'Snowpocalypse' hits Valdez, Alaska
The town is on track to meet or beat its all-time record but residents are prepared. There are personal-finance lessons to be found in this.
New rule: No one can complain about shoveling snow unless he or she lives in Valdez, Alaska. This year's accumulation hit more than 246 inches as of 2 p.m. Thursday, Jan. 5 -- and it was still coming down. Up to 30 inches was forecast for that particular storm.
"Valdez roads and walkways have already taken on the look of canyons and tunnels that give the town its peculiar winter charm," reported the Anchorage Daily News.
A normal winter means 321.7 inches of snow. This year more than 144 inches fell in the month of December alone, according to The Valdez Star. So how often do the kids get a day off from school?
Never. That's because the city fathers and mothers are prepared. They have to be.
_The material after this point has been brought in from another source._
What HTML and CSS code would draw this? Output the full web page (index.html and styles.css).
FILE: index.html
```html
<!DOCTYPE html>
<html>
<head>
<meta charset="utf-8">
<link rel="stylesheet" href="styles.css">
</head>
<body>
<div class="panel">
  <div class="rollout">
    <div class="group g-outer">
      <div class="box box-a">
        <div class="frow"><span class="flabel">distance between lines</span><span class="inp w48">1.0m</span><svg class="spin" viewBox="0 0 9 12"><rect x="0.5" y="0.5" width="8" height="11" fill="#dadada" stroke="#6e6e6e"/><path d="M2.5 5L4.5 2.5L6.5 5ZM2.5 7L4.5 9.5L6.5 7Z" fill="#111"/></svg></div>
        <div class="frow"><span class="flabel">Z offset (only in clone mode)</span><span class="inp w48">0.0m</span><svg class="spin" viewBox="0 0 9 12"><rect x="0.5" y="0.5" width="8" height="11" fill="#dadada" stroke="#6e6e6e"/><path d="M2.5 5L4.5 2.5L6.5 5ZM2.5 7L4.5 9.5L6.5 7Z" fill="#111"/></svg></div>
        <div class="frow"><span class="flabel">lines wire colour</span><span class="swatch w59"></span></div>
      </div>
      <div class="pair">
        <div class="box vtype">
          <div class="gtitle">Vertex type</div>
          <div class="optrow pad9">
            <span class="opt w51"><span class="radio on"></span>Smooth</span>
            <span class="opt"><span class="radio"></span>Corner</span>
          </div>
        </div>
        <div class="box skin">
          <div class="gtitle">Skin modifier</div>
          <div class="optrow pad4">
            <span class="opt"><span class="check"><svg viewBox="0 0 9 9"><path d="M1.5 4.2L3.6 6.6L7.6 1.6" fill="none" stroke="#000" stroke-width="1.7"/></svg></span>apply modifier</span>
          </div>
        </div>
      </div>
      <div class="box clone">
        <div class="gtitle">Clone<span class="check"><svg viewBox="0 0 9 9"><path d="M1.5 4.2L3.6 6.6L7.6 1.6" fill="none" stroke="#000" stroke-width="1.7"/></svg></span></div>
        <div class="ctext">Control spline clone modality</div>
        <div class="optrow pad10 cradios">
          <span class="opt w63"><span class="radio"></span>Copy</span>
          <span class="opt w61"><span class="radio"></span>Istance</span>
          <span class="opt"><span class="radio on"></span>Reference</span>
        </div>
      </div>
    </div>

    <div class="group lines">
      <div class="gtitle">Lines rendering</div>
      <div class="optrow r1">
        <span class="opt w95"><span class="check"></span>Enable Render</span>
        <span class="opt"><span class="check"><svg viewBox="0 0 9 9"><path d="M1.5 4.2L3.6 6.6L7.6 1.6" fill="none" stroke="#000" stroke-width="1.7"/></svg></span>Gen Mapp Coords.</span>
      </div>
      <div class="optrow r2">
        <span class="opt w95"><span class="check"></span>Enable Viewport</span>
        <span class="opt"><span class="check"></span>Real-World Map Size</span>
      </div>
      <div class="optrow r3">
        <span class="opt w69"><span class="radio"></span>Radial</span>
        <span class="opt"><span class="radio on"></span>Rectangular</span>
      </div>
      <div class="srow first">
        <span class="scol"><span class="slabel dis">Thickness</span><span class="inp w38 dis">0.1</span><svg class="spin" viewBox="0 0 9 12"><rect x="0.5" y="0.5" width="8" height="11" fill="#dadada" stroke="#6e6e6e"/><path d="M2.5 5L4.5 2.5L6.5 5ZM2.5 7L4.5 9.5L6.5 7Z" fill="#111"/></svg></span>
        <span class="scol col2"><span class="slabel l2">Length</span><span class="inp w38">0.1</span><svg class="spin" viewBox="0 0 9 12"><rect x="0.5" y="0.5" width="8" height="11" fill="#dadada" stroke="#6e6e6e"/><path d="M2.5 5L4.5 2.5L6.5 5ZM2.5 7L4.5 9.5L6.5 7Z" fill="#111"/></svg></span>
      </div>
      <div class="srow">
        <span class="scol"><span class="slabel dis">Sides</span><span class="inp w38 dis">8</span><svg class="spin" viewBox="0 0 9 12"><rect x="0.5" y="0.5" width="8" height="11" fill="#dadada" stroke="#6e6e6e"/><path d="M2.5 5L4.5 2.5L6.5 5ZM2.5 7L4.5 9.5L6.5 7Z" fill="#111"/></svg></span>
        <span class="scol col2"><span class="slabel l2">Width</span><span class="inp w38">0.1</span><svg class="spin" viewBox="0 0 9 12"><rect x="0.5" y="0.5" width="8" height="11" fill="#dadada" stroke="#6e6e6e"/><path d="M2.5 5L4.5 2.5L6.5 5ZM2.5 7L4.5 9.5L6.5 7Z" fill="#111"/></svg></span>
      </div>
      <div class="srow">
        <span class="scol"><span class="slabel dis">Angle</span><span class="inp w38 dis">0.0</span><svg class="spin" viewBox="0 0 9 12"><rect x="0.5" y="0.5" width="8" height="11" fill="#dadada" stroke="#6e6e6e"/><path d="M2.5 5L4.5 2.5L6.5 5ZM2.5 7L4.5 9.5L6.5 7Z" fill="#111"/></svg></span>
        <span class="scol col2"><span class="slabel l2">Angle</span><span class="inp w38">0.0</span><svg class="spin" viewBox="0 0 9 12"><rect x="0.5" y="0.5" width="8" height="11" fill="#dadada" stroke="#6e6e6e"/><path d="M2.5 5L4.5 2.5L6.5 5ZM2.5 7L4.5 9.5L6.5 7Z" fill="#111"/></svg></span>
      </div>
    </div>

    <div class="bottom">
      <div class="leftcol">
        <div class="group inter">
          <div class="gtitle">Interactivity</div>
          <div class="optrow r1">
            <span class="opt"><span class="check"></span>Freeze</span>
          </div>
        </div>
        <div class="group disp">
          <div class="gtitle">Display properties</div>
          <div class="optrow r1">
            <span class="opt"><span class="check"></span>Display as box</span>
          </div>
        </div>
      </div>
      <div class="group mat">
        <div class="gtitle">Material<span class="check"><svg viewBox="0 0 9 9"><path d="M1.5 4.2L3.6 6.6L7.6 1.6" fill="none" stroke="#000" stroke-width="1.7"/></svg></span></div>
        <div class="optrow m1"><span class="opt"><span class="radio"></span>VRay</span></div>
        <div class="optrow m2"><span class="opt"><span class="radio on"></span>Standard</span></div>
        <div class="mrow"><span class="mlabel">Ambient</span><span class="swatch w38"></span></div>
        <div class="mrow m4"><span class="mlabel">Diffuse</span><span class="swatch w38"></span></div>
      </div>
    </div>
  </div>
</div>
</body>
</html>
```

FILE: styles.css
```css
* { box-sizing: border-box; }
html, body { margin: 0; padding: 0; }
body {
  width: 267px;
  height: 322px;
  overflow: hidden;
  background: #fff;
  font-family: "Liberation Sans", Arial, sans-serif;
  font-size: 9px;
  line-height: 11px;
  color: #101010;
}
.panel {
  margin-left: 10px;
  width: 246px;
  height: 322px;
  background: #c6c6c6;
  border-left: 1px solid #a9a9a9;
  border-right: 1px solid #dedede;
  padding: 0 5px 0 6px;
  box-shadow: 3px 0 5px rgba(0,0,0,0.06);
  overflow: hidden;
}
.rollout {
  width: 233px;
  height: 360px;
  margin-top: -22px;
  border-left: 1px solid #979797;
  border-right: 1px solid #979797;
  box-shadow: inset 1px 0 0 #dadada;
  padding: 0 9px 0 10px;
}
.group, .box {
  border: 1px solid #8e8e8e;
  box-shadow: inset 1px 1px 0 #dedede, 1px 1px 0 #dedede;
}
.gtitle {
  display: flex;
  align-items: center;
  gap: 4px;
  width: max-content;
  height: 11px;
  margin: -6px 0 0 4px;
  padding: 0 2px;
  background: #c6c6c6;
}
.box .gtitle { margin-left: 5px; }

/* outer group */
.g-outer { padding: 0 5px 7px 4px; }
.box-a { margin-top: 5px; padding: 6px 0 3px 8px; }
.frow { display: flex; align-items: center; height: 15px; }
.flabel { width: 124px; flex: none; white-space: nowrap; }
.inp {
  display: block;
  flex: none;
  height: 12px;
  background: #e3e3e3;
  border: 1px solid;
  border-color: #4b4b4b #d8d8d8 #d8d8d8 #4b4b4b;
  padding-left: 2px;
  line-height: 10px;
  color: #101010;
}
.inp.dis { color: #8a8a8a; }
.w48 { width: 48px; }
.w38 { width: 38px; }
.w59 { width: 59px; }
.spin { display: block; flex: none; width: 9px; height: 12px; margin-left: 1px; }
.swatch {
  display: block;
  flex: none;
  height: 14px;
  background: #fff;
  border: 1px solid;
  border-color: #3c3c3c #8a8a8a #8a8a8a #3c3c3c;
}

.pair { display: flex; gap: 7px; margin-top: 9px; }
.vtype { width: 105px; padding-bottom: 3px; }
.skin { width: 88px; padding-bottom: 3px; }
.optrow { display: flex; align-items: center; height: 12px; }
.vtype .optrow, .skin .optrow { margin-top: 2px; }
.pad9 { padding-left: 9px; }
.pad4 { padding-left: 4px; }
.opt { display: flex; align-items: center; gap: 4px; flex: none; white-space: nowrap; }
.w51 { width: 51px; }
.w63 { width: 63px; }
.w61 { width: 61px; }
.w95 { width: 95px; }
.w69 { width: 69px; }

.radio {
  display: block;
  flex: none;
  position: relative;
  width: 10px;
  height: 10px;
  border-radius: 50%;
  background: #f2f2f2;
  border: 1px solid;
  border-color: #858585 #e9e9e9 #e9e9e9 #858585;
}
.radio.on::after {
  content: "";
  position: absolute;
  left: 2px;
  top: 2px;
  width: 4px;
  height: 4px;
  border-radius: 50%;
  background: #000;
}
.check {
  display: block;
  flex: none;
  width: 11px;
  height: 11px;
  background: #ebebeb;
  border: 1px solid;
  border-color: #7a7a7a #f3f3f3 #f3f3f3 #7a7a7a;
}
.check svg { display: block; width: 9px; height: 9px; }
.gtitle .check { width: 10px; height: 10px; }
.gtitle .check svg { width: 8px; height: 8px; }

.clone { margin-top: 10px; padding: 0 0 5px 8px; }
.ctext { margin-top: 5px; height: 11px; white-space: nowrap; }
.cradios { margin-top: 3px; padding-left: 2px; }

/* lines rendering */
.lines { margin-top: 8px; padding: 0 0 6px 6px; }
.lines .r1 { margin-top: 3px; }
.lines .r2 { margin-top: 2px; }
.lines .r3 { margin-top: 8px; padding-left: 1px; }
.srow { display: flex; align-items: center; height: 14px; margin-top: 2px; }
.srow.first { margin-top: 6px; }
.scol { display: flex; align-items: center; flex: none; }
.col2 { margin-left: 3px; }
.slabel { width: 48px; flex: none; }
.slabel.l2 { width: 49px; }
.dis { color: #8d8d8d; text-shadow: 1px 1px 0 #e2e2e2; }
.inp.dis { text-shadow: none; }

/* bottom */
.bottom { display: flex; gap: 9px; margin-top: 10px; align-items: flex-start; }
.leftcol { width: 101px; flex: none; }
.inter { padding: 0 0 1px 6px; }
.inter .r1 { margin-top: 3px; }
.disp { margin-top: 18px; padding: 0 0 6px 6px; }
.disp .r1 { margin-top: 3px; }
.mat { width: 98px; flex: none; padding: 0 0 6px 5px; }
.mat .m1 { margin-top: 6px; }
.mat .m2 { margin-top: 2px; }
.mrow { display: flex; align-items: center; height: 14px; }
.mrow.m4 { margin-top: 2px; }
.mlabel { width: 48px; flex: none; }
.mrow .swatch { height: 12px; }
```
We could all take a few personal-finance lessons from the way residents there handle winter. Four lessons, to be exact:
Winter is a fact of life. It happens at about the same time every year. Certain expenses -- rent, auto insurance, the holidays -- are expected but seem to come as a shock to some folks. Just as Valdez residents budget for shovels, snow tires and the like, be sure to include recurring expenses into your spending plan. Post continues below.
Some winters are worse than others. Valdez saw 560.7 inches of snow in 1989-90. That's a little over 46 feet. Yikes! But residents coped because they had to. So do you -- even during those seasons when the car dies, your spouse is laid off and three major appliances need repair. A healthy emergency fund helps.
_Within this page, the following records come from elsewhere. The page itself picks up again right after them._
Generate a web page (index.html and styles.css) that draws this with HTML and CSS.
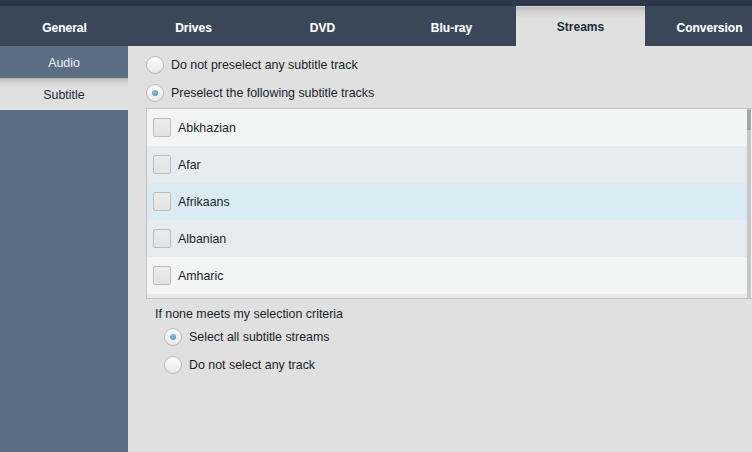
FILE: index.html
```html
<!DOCTYPE html>
<html>
<head>
<meta charset="utf-8">
<link rel="stylesheet" href="styles.css">
</head>
<body>
<div class="app">
  <div class="topstrip"></div>
  <div class="tabs">
    <div class="tab">General</div>
    <div class="tab">Drives</div>
    <div class="tab">DVD</div>
    <div class="tab">Blu-ray</div>
    <div class="tab active">Streams</div>
    <div class="tab">Conversion</div>
  </div>
  <div class="body">
    <div class="sidebar">
      <div class="side-item">Audio</div>
      <div class="side-item selected">Subtitle</div>
    </div>
    <div class="main">
      <div class="opt"><span class="radio"></span><span>Do not preselect any subtitle track</span></div>
      <div class="opt"><span class="radio on"></span><span>Preselect the following subtitle tracks</span></div>
      <div class="listbox">
        <div class="rows">
          <div class="row r1"><span class="check"></span><span>Abkhazian</span></div>
          <div class="row r2"><span class="check"></span><span>Afar</span></div>
          <div class="row hl"><span class="check"></span><span>Afrikaans</span></div>
          <div class="row r2"><span class="check"></span><span>Albanian</span></div>
          <div class="row r1"><span class="check"></span><span>Amharic</span></div>
          <div class="row r2"></div>
        </div>
        <div class="scrollbar"><div class="thumb"></div></div>
      </div>
      <div class="heading">If none meets my selection criteria</div>
      <div class="opt sub"><span class="radio on"></span><span>Select all subtitle streams</span></div>
      <div class="opt sub"><span class="radio"></span><span>Do not select any track</span></div>
    </div>
  </div>
</div>
</body>
</html>
```

FILE: styles.css
```css
html, body {
  margin: 0;
  padding: 0;
}
body {
  width: 752px;
  height: 452px;
  overflow: hidden;
  font-family: "Liberation Sans", Arial, sans-serif;
  font-size: 12px;
  color: #1b1f2b;
  background: #e0e0e0;
}
.app {
  display: flex;
  flex-direction: column;
  height: 452px;
}
.topstrip {
  height: 6px;
  background: #2d394a;
}
.tabs {
  display: flex;
  height: 40px;
  background: #3a4759;
  overflow: hidden;
}
.tab {
  flex: 0 0 129px;
  display: flex;
  align-items: center;
  justify-content: center;
  color: #ffffff;
  font-weight: bold;
  padding-top: 3px;
  box-sizing: border-box;
  text-shadow: 0 0 1px rgba(120, 170, 230, 0.5);
}
.tab.active {
  color: #1e2a3a;
  border-top: 1px solid #d6d6d6;
  background: linear-gradient(#bdbbb9 0, #d2d1d0 5px, #e0e0e0 11px, #e0e0e0 100%);
  padding-top: 0;
  text-shadow: none;
}
.body {
  flex: 1;
  display: flex;
  min-height: 0;
}
.sidebar {
  flex: 0 0 128px;
  background: #5b6e83;
  display: flex;
  flex-direction: column;
}
.side-item {
  height: 32px;
  box-sizing: border-box;
  padding-top: 2px;
  display: flex;
  align-items: center;
  justify-content: center;
  color: #eef3f8;
  font-size: 12.4px;
}
.side-item.selected {
  color: #1e2a3a;
  background: linear-gradient(#b9b8b6 0, #d3d2d1 4px, #e0e0e0 10px, #e0e0e0 100%);
}
.main {
  flex: 1;
  display: flex;
  flex-direction: column;
  padding: 5px 0 0 18px;
  min-width: 0;
  font-size: 12.4px;
}
.opt {
  height: 28px;
  flex: 0 0 28px;
  display: flex;
  align-items: center;
  gap: 7px;
}
.opt.sub {
  padding-left: 18px;
}
.radio {
  width: 18px;
  height: 18px;
  box-sizing: border-box;
  border-radius: 50%;
  border: 1px solid #b9b9b9;
  background: linear-gradient(#fbfbfb, #e9e9e9);
  position: relative;
  flex: 0 0 auto;
}
.radio.on::after {
  content: "";
  position: absolute;
  left: 5px;
  top: 5px;
  width: 6px;
  height: 6px;
  border-radius: 50%;
  background: radial-gradient(circle at 40% 35%, #8cc0ec, #4a8acb);
}
.listbox {
  margin-top: 1px;
  flex: 0 0 191px;
  height: 191px;
  width: 607px;
  box-sizing: border-box;
  border: 1px solid #c2c2c2;
  display: flex;
  overflow: hidden;
  background: #f3f4f4;
}
.rows {
  flex: 1;
  display: flex;
  flex-direction: column;
  overflow: hidden;
}
.row {
  flex: 0 0 37px;
  display: flex;
  align-items: center;
  gap: 7px;
  padding-left: 6px;
}
.r1 { background: #f3f4f4; }
.r2 { background: #e8ebee; }
.hl { background: #daebf3; }
.check {
  width: 18px;
  height: 19px;
  box-sizing: border-box;
  border: 1px solid #bcbcbc;
  border-radius: 2px;
  background: linear-gradient(#ececec, #e3e3e3);
}
.scrollbar {
  flex: 0 0 4px;
  background: #c6c6c6;
  margin-right: 1px;
  padding-top: 1px;
}
.thumb {
  height: 20px;
  background: #a3a3a3;
}
.heading {
  margin-top: 6px;
  padding-left: 9px;
  flex: 0 0 18px;
  height: 18px;
  line-height: 18px;
}
```
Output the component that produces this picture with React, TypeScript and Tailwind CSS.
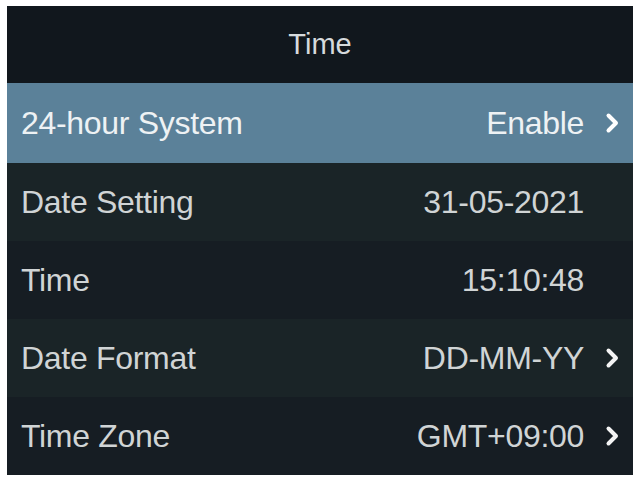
const rows = [
  { label: '24-hour System', value: 'Enable', arrow: true, active: true, bg: 'bg-[#5b8199]' },
  { label: 'Date Setting', value: '31-05-2021', arrow: false, active: false, bg: 'bg-[#1a2427]' },
  { label: 'Time', value: '15:10:48', arrow: false, active: false, bg: 'bg-[#161d23]' },
  { label: 'Date Format', value: 'DD-MM-YY', arrow: true, active: false, bg: 'bg-[#1a2427]' },
  { label: 'Time Zone', value: 'GMT+09:00', arrow: true, active: false, bg: 'bg-[#161d23]' },
]

const Chevron = () => (
  <svg width="17" height="22" viewBox="0 0 17 22" fill="none" className="shrink-0">
    <path d="M4.5 3.5l7.5 7.5-7.5 7.5" stroke="currentColor" strokeWidth="4" strokeLinecap="round" strokeLinejoin="round" />
  </svg>
)

export default function App() {
  return (
    <div className="w-[637px] h-[482px] bg-white pt-[6px] pl-[7px] font-['Liberation_Sans',Arial,sans-serif]">
      <div className="w-[626px] h-[470px] flex flex-col overflow-hidden">
        <div className="h-[77px] bg-[#11171d] flex items-center justify-center text-[29px] text-[#d6dadc]">
          Time
        </div>
        {rows.map(r => (
          <div
            key={r.label}
            className={`flex items-center pl-[14px] pr-[12px] text-[32px] ${r.bg} ${r.active ? 'h-[80px] text-[#eef2f4]' : 'h-[78px] text-[#d0d4d5]'}`}
          >
            <span className="flex-1 tracking-[-0.3px]">{r.label}</span>
            <span className="pr-[2px] tracking-[-0.3px]">{r.value}</span>
            <span className={`w-[35px] flex justify-end ${r.active ? 'text-white' : 'text-[#f4f4f4]'}`}>
              {r.arrow && <Chevron />}
            </span>
          </div>
        ))}
      </div>
    </div>
  )
}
Evenordinary winters can be depressing. It's cold, it's dark, it's slippery -- and good grief, it's snowing again! Check out the above-linked Valdez Star article for a photo of one of the giant mountains of snow created by city plows -- local kids have great fun sliding down them.
When you're dealing with a mountain of debt, it's tempting to give in to despair. Instead, frame it as a challenge rather than a life sentence: What are the most creative ways to pay it off? At times the pace may seem slow, but stay focused and you will one day be free of the debt. (It wouldn't hurt to take time out for a little fun, as the Valdez youngsters do. Just make sure it's free fun -- like, say, going sledding.)
Always think ahead. I'm willing to bet that Valdez residents have well-stocked pantries, warm winter gear, and plenty of fuel for the generator and/or wood piled up for the stove. Even when things are going well financially, you should be ready for life to change. That emergency fund is only the beginning. Offhand, I'd suggest learning new skills, having a retirement plan, and looking into life and disability insurance.
You should also be ready to survive whatever severe weather your own region throws at you, even if you live in a condo. A day or two (or a week) with no electricity or water service could make your life awfully uncomfortable -- even without shoveling 46 feet of snow.